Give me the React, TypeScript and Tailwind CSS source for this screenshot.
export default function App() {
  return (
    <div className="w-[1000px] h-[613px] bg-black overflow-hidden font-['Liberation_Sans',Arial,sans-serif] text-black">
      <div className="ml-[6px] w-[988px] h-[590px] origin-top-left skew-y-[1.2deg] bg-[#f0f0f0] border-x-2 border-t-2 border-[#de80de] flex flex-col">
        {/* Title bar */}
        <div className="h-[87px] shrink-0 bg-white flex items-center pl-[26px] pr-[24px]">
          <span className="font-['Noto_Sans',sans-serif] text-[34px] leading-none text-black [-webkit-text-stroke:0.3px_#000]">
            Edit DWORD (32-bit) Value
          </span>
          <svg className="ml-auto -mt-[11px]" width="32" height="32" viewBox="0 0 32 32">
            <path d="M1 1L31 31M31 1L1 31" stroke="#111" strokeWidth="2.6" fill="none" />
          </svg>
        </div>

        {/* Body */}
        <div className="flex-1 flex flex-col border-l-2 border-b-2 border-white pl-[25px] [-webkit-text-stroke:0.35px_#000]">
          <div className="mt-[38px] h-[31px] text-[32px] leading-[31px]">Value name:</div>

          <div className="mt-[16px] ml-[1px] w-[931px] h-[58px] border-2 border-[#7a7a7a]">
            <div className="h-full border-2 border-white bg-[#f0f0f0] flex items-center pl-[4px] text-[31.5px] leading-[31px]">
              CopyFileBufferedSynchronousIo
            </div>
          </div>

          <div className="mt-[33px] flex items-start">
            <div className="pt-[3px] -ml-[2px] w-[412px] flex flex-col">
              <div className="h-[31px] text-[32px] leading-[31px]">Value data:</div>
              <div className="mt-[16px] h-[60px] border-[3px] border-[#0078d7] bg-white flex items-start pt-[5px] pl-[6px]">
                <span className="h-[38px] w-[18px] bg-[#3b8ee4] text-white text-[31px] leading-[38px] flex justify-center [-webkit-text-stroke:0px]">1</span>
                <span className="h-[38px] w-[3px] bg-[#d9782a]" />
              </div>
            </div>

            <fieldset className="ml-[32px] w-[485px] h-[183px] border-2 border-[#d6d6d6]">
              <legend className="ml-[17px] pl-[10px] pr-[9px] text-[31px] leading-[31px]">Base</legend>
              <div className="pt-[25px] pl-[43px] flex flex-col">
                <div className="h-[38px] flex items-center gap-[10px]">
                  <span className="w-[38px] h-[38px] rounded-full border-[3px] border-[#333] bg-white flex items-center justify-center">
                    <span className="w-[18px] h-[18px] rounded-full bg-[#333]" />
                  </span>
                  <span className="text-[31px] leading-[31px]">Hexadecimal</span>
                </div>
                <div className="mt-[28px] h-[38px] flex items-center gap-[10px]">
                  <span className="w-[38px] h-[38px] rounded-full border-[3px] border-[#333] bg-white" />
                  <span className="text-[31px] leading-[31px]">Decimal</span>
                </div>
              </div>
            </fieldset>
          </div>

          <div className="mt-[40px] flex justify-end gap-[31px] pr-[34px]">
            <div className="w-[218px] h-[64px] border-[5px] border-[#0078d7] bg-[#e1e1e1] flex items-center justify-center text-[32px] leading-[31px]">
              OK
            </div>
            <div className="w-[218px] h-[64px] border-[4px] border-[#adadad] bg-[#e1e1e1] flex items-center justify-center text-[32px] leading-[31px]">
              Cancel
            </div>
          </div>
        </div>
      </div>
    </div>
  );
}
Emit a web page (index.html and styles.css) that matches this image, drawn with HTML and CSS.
.....
## WRITTEN TASK
Extract all of the data shown above without alteration.

## WRITTEN RESPONSE
Give me the React, TypeScript and Tailwind CSS source for this screenshot.
export default function App() {
  return (
    <div className="w-[1000px] h-[613px] bg-black overflow-hidden font-['Liberation_Sans',Arial,sans-serif] text-black">
      <div className="ml-[6px] w-[988px] h-[590px] origin-top-left skew-y-[1.2deg] bg-[#f0f0f0] border-x-2 border-t-2 border-[#de80de] flex flex-col">
        {/* Title bar */}
        <div className="h-[87px] shrink-0 bg-white flex items-center pl-[26px] pr-[24px]">
          <span className="font-['Noto_Sans',sans-serif] text-[34px] leading-none text-black [-webkit-text-stroke:0.3px_#000]">
            Edit DWORD (32-bit) Value
          </span>
          <svg className="ml-auto -mt-[11px]" width="32" height="32" viewBox="0 0 32 32">
            <path d="M1 1L31 31M31 1L1 31" stroke="#111" strokeWidth="2.6" fill="none" />
          </svg>
        </div>

        {/* Body */}
        <div className="flex-1 flex flex-col border-l-2 border-b-2 border-white pl-[25px] [-webkit-text-stroke:0.35px_#000]">
          <div className="mt-[38px] h-[31px] text-[32px] leading-[31px]">Value name:</div>

          <div className="mt-[16px] ml-[1px] w-[931px] h-[58px] border-2 border-[#7a7a7a]">
            <div className="h-full border-2 border-white bg-[#f0f0f0] flex items-center pl-[4px] text-[31.5px] leading-[31px]">
              CopyFileBufferedSynchronousIo
            </div>
          </div>

          <div className="mt-[33px] flex items-start">
            <div className="pt-[3px] -ml-[2px] w-[412px] flex flex-col">
              <div className="h-[31px] text-[32px] leading-[31px]">Value data:</div>
              <div className="mt-[16px] h-[60px] border-[3px] border-[#0078d7] bg-white flex items-start pt-[5px] pl-[6px]">
                <span className="h-[38px] w-[18px] bg-[#3b8ee4] text-white text-[31px] leading-[38px] flex justify-center [-webkit-text-stroke:0px]">1</span>
                <span className="h-[38px] w-[3px] bg-[#d9782a]" />
              </div>
            </div>

            <fieldset className="ml-[32px] w-[485px] h-[183px] border-2 border-[#d6d6d6]">
              <legend className="ml-[17px] pl-[10px] pr-[9px] text-[31px] leading-[31px]">Base</legend>
              <div className="pt-[25px] pl-[43px] flex flex-col">
                <div className="h-[38px] flex items-center gap-[10px]">
                  <span className="w-[38px] h-[38px] rounded-full border-[3px] border-[#333] bg-white flex items-center justify-center">
                    <span className="w-[18px] h-[18px] rounded-full bg-[#333]" />
                  </span>
                  <span className="text-[31px] leading-[31px]">Hexadecimal</span>
                </div>
                <div className="mt-[28px] h-[38px] flex items-center gap-[10px]">
                  <span className="w-[38px] h-[38px] rounded-full border-[3px] border-[#333] bg-white" />
                  <span className="text-[31px] leading-[31px]">Decimal</span>
                </div>
              </div>
            </fieldset>
          </div>

          <div className="mt-[40px] flex justify-end gap-[31px] pr-[34px]">
            <div className="w-[218px] h-[64px] border-[5px] border-[#0078d7] bg-[#e1e1e1] flex items-center justify-center text-[32px] leading-[31px]">
              OK
            </div>
            <div className="w-[218px] h-[64px] border-[4px] border-[#adadad] bg-[#e1e1e1] flex items-center justify-center text-[32px] leading-[31px]">
              Cancel
            </div>
          </div>
        </div>
      </div>
    </div>
  );
}
Emit a web page (index.html and styles.css) that matches this image, drawn with HTML and CSS.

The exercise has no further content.